28. Desperate Living (John Waters, 1977) **** [My favorite John Waters film, literal warts and all. It gets less funny as it goes on, but there's something hilarious about the way that he simultaneously appeals to and shocks the audience's sophomoric urges. The concluding sequences made it perfect Thanksgiving Day viewing.]  


29. Solaris (Steven Soderbergh, 2002) ** [Quite a bit worse than the original, and a bit of a failure on its own terms. Elliptical to a fault, I can't think of many films that better demonstrate how a director not compromising and a director not succeeding are not mutually exclusive. The womblike planet that sits behind the action is a graceful visual metaphor (especially when when the synapse-like storms briefly connect), but not much else here works on a visual or thematic level. The soundtrack's especially distracting, alternating between the cold rush of air in space's vacuum and the beeping, jangling score. Soderbergh's use of bright blue and bright orange filters in his photography is growing old fast.]

Die Another Day (Lee Tamahori, 2002) ** [Easily the most surreal entry in the Bond franchise, this one is giddy fun at first, but drags on for far too long wearing out its welcome. If the rest of the cast was as good at deflecting the preposterous as Pierce Brosnan was, it might work, but two hours and fifteen minutes of scenery chewing is just too much for me to bear, even in a Bond film.] 

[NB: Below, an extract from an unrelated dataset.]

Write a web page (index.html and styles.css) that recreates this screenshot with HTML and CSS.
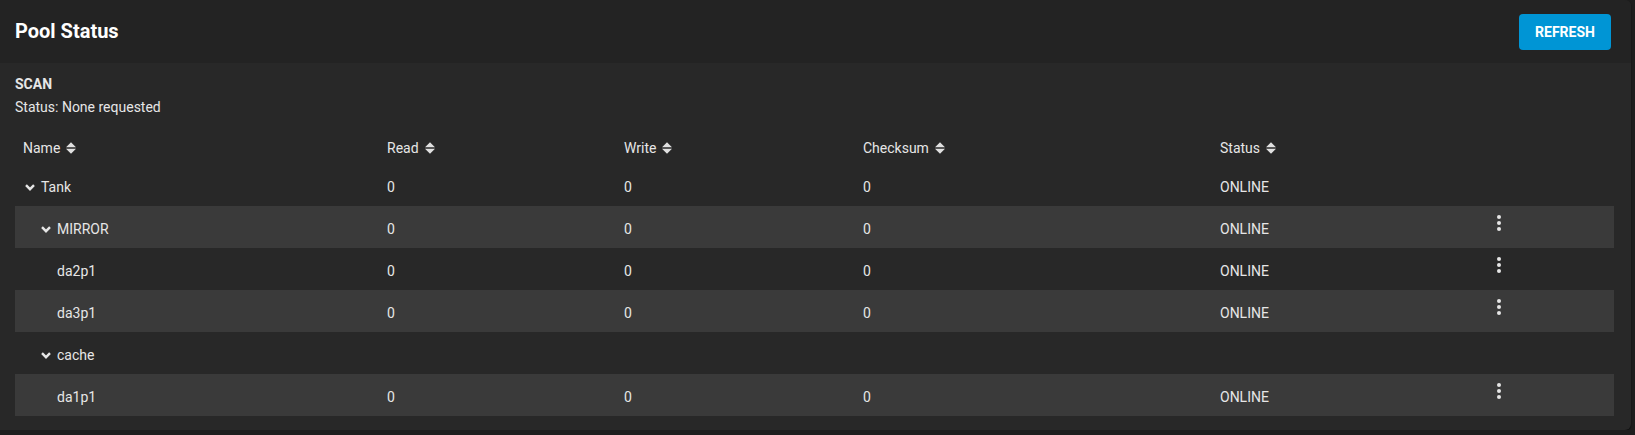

30. Lord of the Rings: The Fellowship of the Rings: Special Extended Edition (Peter Jackson, 2002) **** [I didn't appreciate this one much more than the theatrical cut, but it's still almost confounding how much better than the average fantasy flick this turned out to be. I must say that outside of Gangs of New York no December release has me as excited as this film's sequel.]